Most of the pieces belong to friends and/or collectors and the busy display misses information about their titles or dates. However, pamphlets and essays written by peers are available at the gallery, providing a window on the artist's work and persona. The exhibition is appropriately called a memorial and includes personal possessions like a weathered bicycle and large pieces of wood from a childhood's tree house built by Cook and his friends in their Central City neighborhoodThe artist started to collect everyday objects almost two decades before the disaster struck the city, catching its soul through the debris found in the streets and transforming them into relics through his sculptures.

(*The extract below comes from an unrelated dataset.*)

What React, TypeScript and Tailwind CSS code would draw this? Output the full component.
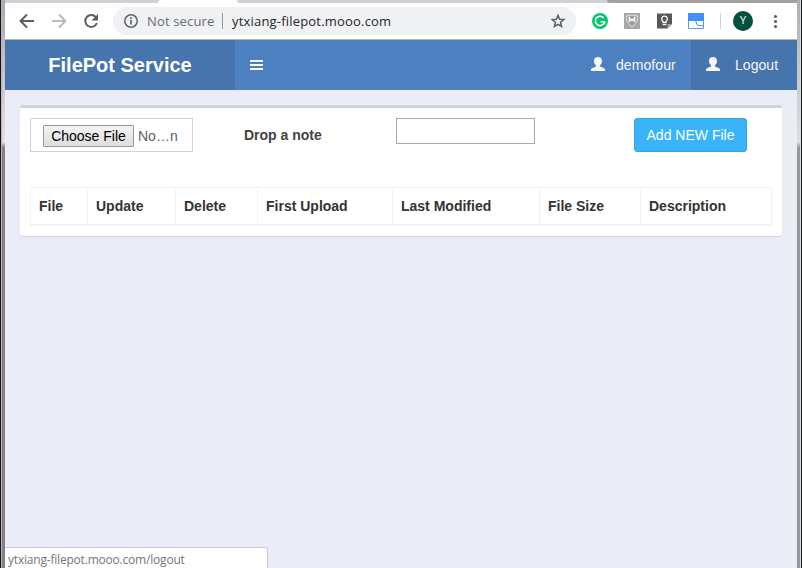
import React from "react";

const columns = [
  { label: "File", width: "w-[57px]" },
  { label: "Update", width: "w-[88px]" },
  { label: "Delete", width: "w-[82px]" },
  { label: "First Upload", width: "w-[135px]" },
  { label: "Last Modified", width: "w-[147px]" },
  { label: "File Size", width: "w-[101px]" },
  { label: "Description", width: "w-[131px]" },
];

function UserIcon() {
  return (
    <svg width="16" height="16" viewBox="0 0 16 16" fill="#f6f6f6" className="-mt-[2px] shrink-0">
      <path d="M8 1C5.300 1 4 2.600 4 5c0 1.800.8 3.200 1.900 4.200v1c-.3.7-1.200 1-2.300 1.400C1.700 12.300.9 12.900.9 14v1h14.200v-1c0-1.100-.8-1.700-2.700-2.400-1.100-.4-2-.7-2.300-1.400v-1C11.200 8.200 12 6.800 12 5c0-2.400-1.300-4-4-4z" />
    </svg>
  );
}

function BrowserBar() {
  return (
    <div className="flex h-9 items-center bg-white font-['Open_Sans','Noto_Sans',sans-serif]">
      <svg width="108" height="36" viewBox="0 0 108 36" fill="none" strokeWidth="2" className="shrink-0">
        <path d="M29 18H16M22 11.500L15.500 18l6.500 6.500" stroke="#5a5d62" />
        <path d="M47 18h13M54 11.500l6.500 6.500-6.500 6.500" stroke="#b9bbbe" />
        <path d="M91.200 14.500A6 6 0 1 0 91.900 20" stroke="#5a5d62" />
        <path d="M93 11v6.500h-6.500z" fill="#5a5d62" />
      </svg>
      <div className="flex h-7 w-[463px] shrink-0 items-center rounded-full bg-[#f0f1f3] pl-[10px]">
        <svg width="16" height="16" viewBox="0 0 16 16" fill="none" stroke="#606368" className="shrink-0">
          <circle cx="8" cy="8" r="6.200" strokeWidth="1.500" />
          <path d="M8 7v4.500M8 4.300v1.700" strokeWidth="1.700" />
        </svg>
        <span className="ml-2 w-[67px] whitespace-nowrap text-[13px] leading-7 tracking-[0.15px] text-[#696c71]">Not secure</span>
        <span className="ml-2 h-4 w-px bg-[#96999d]" />
        <span className="ml-[9px] flex-1 whitespace-nowrap text-[13px] leading-7 tracking-[0.19px] text-[#26272a]">ytxiang-filepot.mooo.com</span>
        <svg width="16" height="16" viewBox="0 0 16 16" fill="none" stroke="#5c6066" strokeWidth="1.500" className="mr-[10px] shrink-0">
          <path d="M8 2.200l1.600 4 4.200.3-3.200 2.800 1 4.200L8 11.300l-3.600 2.200 1-4.200-3.200-2.800 4.200-.3z" />
        </svg>
      </div>
      <svg width="16" height="16" viewBox="0 0 16 16" fill="none" className="ml-4 shrink-0">
        <circle cx="8" cy="8" r="8" fill="#06c66b" />
        <path d="M11.600 5A4.600 4.600 0 1 0 12.300 9.500M8.500 8.700h4v2.500" stroke="#fff" strokeWidth="1.500" />
      </svg>
      <svg width="16" height="16" viewBox="0 0 16 16" fill="none" className="ml-4 shrink-0">
        <path d="M0 0h16v16H0z" fill="#a8a8a8" />
        <path d="M2.700 3L8 2l5.300 1v5.500L8 13.700 2.700 8.500z" fill="#999" stroke="#e4e4e4" />
        <path d="M5.500 9V5L8 7.300 10.500 5v4" stroke="#fff" strokeWidth="1.700" />
      </svg>
      <svg width="16" height="16" viewBox="0 0 16 16" fill="none" className="ml-[17px] shrink-0">
        <path d="M0 .5h15V11l-4.500 4.500H0z" fill="#57585a" />
        <path d="M15 11l-4.500 4.500V11z" fill="#a3a4a5" />
        <path d="M6 9.500V8.300C3.500 6.500 4.600 3.200 7.500 3.200s4 3.300 1.500 5.100v1.200zM5.700 11.600h3.600" stroke="#fff" strokeWidth="1.300" />
      </svg>
      <svg width="16" height="16" viewBox="0 0 16 16" fill="none" className="ml-[15px] shrink-0">
        <path d="M.5.500h15v15H.5z" fill="#fff" stroke="#5598f6" />
        <path d="M0 0h16v8H0z" fill="#438ff8" />
        <path d="M7 7.500c2 .5 1 5 3.500 5H15" stroke="#5598f6" strokeWidth="1.200" />
      </svg>
      <span className="ml-4 h-4 w-px bg-[#cfd0d2]" />
      <span className="ml-3 flex size-5 items-center justify-center rounded-full bg-[#01513f] font-['Roboto',sans-serif] text-[11px] text-[#e2eee9]">Y</span>
      <svg width="6" height="16" viewBox="0 0 6 16" fill="#5c5e63" className="ml-[20px] shrink-0">
        <circle cx="2.500" cy="3.500" r="1.600" />
        <circle cx="2.500" cy="8.500" r="1.600" />
        <circle cx="2.500" cy="13.500" r="1.600" />
      </svg>
    </div>
  );
}

function Header() {
  return (
    <header className="flex h-[50px] bg-[#4d80c1] text-sm text-[#f6f6f6]">
      <div className="flex w-[230px] items-center justify-center bg-[#4674ad] text-xl font-bold text-white">FilePot Service</div>
      <div className="flex flex-1 items-center pl-[15px]">
        <div className="flex w-[12.500px] flex-col gap-[2px]">
          <span className="h-[2px] bg-white" />
          <span className="h-[2px] bg-white" />
          <span className="h-[2px] bg-white" />
        </div>
      </div>
      <div className="flex w-[116px] items-center pl-[15px]">
        <UserIcon />
        <span className="ml-[10px] tracking-[0.08px]">demofour</span>
      </div>
      <div className="flex w-[106px] items-center bg-[#4674ad] pl-[14px]">
        <UserIcon />
        <span className="ml-[14px] tracking-[0.05px]">Logout</span>
      </div>
    </header>
  );
}

function FileCard() {
  return (
    <section className="h-[131px] w-[762px] rounded-[3px] border-t-[3px] border-[#d2d2df] bg-white px-[10px] pt-[10px] shadow-[0_1px_1px_rgba(0,0,0,0.1)]">
      <form className="flex items-start">
        <div className="flex h-[34px] w-[163px] items-center border border-[#d2d1df] pt-[2px] pl-3">
          <button type="button" className="h-[22px] w-[91px] whitespace-nowrap rounded-[1px] border border-[#999] bg-linear-to-b from-[#f4f4f4] to-[#dddddd] text-sm leading-5 text-black">Choose File</button>
          <span className="ml-1 text-sm text-[#5c6268]">No…n</span>
        </div>
        <label className="ml-[51px] w-[152px] pt-[7px] text-sm font-bold text-[#434343]">Drop a note</label>
        <input className="h-[26px] w-[139px] border border-[#a9a9a9] bg-white" aria-label="Note" />
        <button type="button" className="ml-[99px] h-[34px] w-[113px] whitespace-nowrap rounded-[3px] border border-[#30a6e2] bg-[#3ab4f9] text-sm text-white">Add NEW File</button>
      </form>
      <table className="mt-[35px] w-[742px] table-fixed border-separate border-spacing-0 border-l border-t border-[#f3f3f4]">
        <thead>
          <tr>
            {columns.map((column) => (
              <th key={column.label} className={`${column.width} h-[38px] border-r border-b-2 border-[#f3f3f4] px-2 text-left text-sm font-bold text-[#333]`}>
                {column.label}
              </th>
            ))}
          </tr>
        </thead>
      </table>
    </section>
  );
}

export default function App() {
  return (
    <div className="flex h-[568px] w-[802px] overflow-hidden bg-[#eaedf6] font-['Liberation_Sans',Arial,sans-serif]">
      <div className="w-px bg-[#151316]" />
      <div className="w-px bg-[#b9b6bc]" />
      <div className="w-[3px] bg-linear-to-b from-[#aaa7b2] from-0% via-[#e5dfe2] via-25% to-[#858087] to-26%" />
      <main className="relative flex w-[792px] flex-col">
        <div className="flex h-[3px] bg-[#d0cfd7]">
          <div className="ml-[153px] w-20 rounded-t-[3px] bg-white" />
          <div className="ml-auto w-[190px] rounded-bl-[3px] bg-[#a3a19e]" />
        </div>
        <BrowserBar />
        <div className="h-px bg-[#b4b4b4]" />
        <Header />
        <div className="flex-1 p-[15px]">
          <FileCard />
        </div>
        <div className="absolute bottom-0 left-0 h-[21px] w-[263px] rounded-tr-[3px] border-t border-r border-[#c8cbd6] bg-white pl-[3px] font-['Open_Sans','Noto_Sans',sans-serif] text-xs leading-[23px] tracking-[-0.2px] text-[#74767a]">ytxiang-filepot.mooo.com/logout</div>
      </main>
      <div className="w-[3px] bg-linear-to-b from-[#aeb0b0] from-0% via-[#dedfe0] via-25% to-[#969999] to-26%" />
      <div className="w-px bg-[#d5d9dc]" />
      <div className="w-px bg-[#17191e]" />
    </div>
  );
}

We are made of our past, and Cook went far back in time and also places to find his, digging into his roots from Africa to the Caribbean and fill his works with "spiritual and ritualistic qualities". Four African sculptures embedded in the show emphasize this, so does a quote from Antipas: "... African art was created as spirit guides, to venerate the ancestors, to encourage clan and tribal social order, to protect the community and individuals,... and most importantly, to protect against the supernatural... Jeffrey's pieces are themselves a kind of talisman to help negotiate the fearsome supernatural powers which surround us".

I previously saw a few works from Cook at various venues like the New Orleans Museum of Art or the Ogden Museum of Southern Art. Going through the show allows not only to get a grasp of his body of work but also of his connections to the city's art scene.
The exhibition which takes place during the Triennial Prospect.4 and also at the start of the city's Tricentennial commemoration is the occasion to measure the breadth of Jeffrey Cook's legacy.